Traditional approach to enterprise security 
The traditional approach to enterprise security involves security teams using a variety of processes and tools to conduct incident response, network defense, and threat analysis. Integration between these teams and sharing of threat data is often a manual process that relies on email, spreadsheets, or a portal ticketing system. This approach does not scale as the team and enterprise grows and the number of threats and events increases. With attack sources changing by the minute, hour, and day, scalability and efficiency is difficult. The tools used by large Security Operations Centers (SOCs), for example, produce hundreds of millions of events per day, from endpoint and network alerts to log events, making it difficult to filter down to a manageable number of suspicious events for triage.

Threat intelligence platforms 
Threat intelligence platforms make it possible for organizations to gain an advantage over the adversary by detecting the presence of threat actors, blocking and tackling their attacks, or degrading their infrastructure. Using threat intelligence, businesses and government agencies can also identify the threat sources and data that are the most useful and relevant to their own environment, potentially reducing the costs associated with unnecessary commercial threat feeds.

Tactical use cases for threat intelligence include security planning, monitoring and detection, incident response, threat discovery and threat assessment.
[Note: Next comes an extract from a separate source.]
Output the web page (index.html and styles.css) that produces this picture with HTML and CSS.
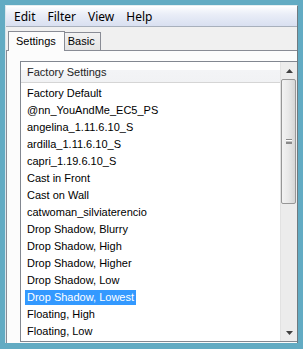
FILE: index.html
```html
<!DOCTYPE html>
<html>
<head>
<meta charset="utf-8">
<link rel="stylesheet" href="styles.css">
</head>
<body>
<div class="window">
  <div class="menubar">
    <span class="menu">Edit</span>
    <span class="menu">Filter</span>
    <span class="menu">View</span>
    <span class="menu">Help</span>
  </div>
  <div class="tabstrip">
    <div class="tab active">Settings</div>
    <div class="tab">Basic</div>
  </div>
  <div class="tabbody">
    <div class="listbox">
      <div class="listmain">
        <div class="header">Factory Settings</div>
        <ul class="items">
          <li><span>Factory Default</span></li>
          <li><span>@nn_YouAndMe_EC5_PS</span></li>
          <li><span>angelina_1.11.6.10_S</span></li>
          <li><span>ardilla_1.11.6.10_S</span></li>
          <li><span>capri_1.19.6.10_S</span></li>
          <li><span>Cast in Front</span></li>
          <li><span>Cast on Wall</span></li>
          <li><span>catwoman_silviaterencio</span></li>
          <li><span>Drop Shadow, Blurry</span></li>
          <li><span>Drop Shadow, High</span></li>
          <li><span>Drop Shadow, Higher</span></li>
          <li><span>Drop Shadow, Low</span></li>
          <li class="selected"><span>Drop Shadow, Lowest</span></li>
          <li><span>Floating, High</span></li>
          <li><span>Floating, Low</span></li>
        </ul>
      </div>
      <div class="scrollbar">
        <div class="sbtn">
          <svg width="7" height="4" viewBox="0 0 7 4"><path d="M0 4 L3.5 0 L7 4 Z" fill="#404040"/></svg>
        </div>
        <div class="thumb"><div class="grip"></div></div>
        <div class="track"></div>
        <div class="sbtn">
          <svg width="7" height="4" viewBox="0 0 7 4"><path d="M0 0 L3.5 4 L7 0 Z" fill="#404040"/></svg>
        </div>
      </div>
    </div>
  </div>
</div>
</body>
</html>
```
FILE: styles.css
```css
html, body {
  margin: 0;
  padding: 0;
}
body {
  width: 303px;
  height: 349px;
  background: #62abc3;
  padding: 5px 5px 6px 5px;
  box-sizing: border-box;
  font-family: "Liberation Sans", Arial, sans-serif;
  font-size: 11px;
  color: #000;
  overflow: hidden;
}
.window {
  height: 338px;
  background: #f0f0f0;
  border-left: 1px solid #d9e6ec;
  border-top: 1px solid #e4eef2;
  border-right: 1px solid #6f7a80;
  display: flex;
  flex-direction: column;
  box-sizing: border-box;
}
.menubar {
  height: 21px;
  box-sizing: border-box;
  flex: none;
  display: flex;
  align-items: center;
  padding-left: 7px;
  background: linear-gradient(#fbfcfe 0%, #e9edf7 40%, #d9e0f1 100%);
  border-top: 1px solid #ffffff;
  border-bottom: 1px solid #a8b0bc;
  font-family: "Noto Sans", "Liberation Sans", sans-serif;
  font-size: 12px;
}
.menu {
  padding: 0 7px 0 1px;
  margin-right: 4px;
}
.tabstrip {
  flex: none;
  display: flex;
  align-items: flex-end;
  padding: 4px 0 0 2px;
  height: 19px;
  position: relative;
  z-index: 1;
}
.tab {
  height: 17px;
  line-height: 17px;
  padding: 0 5px 0 3px;
  border: 1px solid #898c95;
  border-bottom: none;
  background: linear-gradient(#f2f2f2, #e4e4e4);
  font-size: 11px;
  margin-left: -1px;
}
.tab.active {
  height: 19px;
  line-height: 19px;
  background: #fcfcfc;
  padding: 0 8px 0 7px;
  margin-bottom: -1px;
  margin-left: 0;
}
.tabbody {
  flex: 1;
  min-height: 0;
  background: #fcfcfc;
  border-top: 1px solid #898c95;
  border-left: 1px solid #898c95;
  padding: 10px 0 1px 13px;
  display: flex;
}
.listbox {
  flex: 1;
  min-width: 0;
  display: flex;
  border: 1px solid #828790;
  border-right: none;
  background: #fff;
}
.listmain {
  flex: 1;
  min-width: 0;
  overflow: hidden;
}
.header {
  height: 20px;
  line-height: 20px;
  padding-left: 6px;
  background: linear-gradient(#ffffff 0%, #ffffff 40%, #f3f4f6 41%, #f1f2f4 100%);
  border-bottom: 1px solid #d5d5d5;
  font-size: 11px;
  color: #1e1e1e;
}
.items {
  list-style: none;
  margin: 0;
  padding: 2px 0 0 4px;
  white-space: nowrap;
}
.items li {
  height: 17px;
  font-size: 11px;
  color: #000;
}
.items li span {
  display: inline-block;
  height: 15px;
  line-height: 15px;
  padding: 0 2px;
  margin-top: 1px;
}
.items li.selected span {
  background: #3399ff;
  color: #fff;
}
.scrollbar {
  flex: none;
  width: 16px;
  display: flex;
  flex-direction: column;
  background: #ececec;
  border-left: 1px solid #e2e2e2;
}
.sbtn {
  flex: none;
  height: 17px;
  display: flex;
  align-items: center;
  justify-content: center;
}
.thumb {
  flex: none;
  height: 125px;
  margin: 0 1px 0 0;
  border: 1px solid #979797;
  border-radius: 2px;
  background: linear-gradient(90deg, #f3f3f3 0%, #e8e8e8 50%, #d6d6d6 100%);
  display: flex;
  align-items: center;
  justify-content: center;
  box-sizing: border-box;
}
.grip {
  width: 6px;
  height: 5px;
  border-top: 1px solid #8a8a8a;
  border-bottom: 1px solid #8a8a8a;
  background: linear-gradient(#fff 0 1px, #8a8a8a 2px 3px, #fff 3px);
  box-sizing: border-box;
}
.track {
  flex: 1;
}
```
A TIP also drives smarter practices back into SIEMs, intrusion detection, and other security tools because of the finely curated, relevant, and widely sourced threat intelligence that a TIP produces.

An advantage held by TIPs, is the ability to share threat intelligence with other stakeholders and communities. Adversaries typically coordinate their efforts, across forums and platforms. A TIP provides a common habitat which makes it possible for security teams to share threat information among their own trusted circles, interface with security and intelligence experts, and receive guidance on implementing coordinated counter-measures. Full-featured TIPs enable security analysts to simultaneously coordinate these tactical and strategic activities with incident response, security operations, and risk management teams while aggregating data from trusted communities.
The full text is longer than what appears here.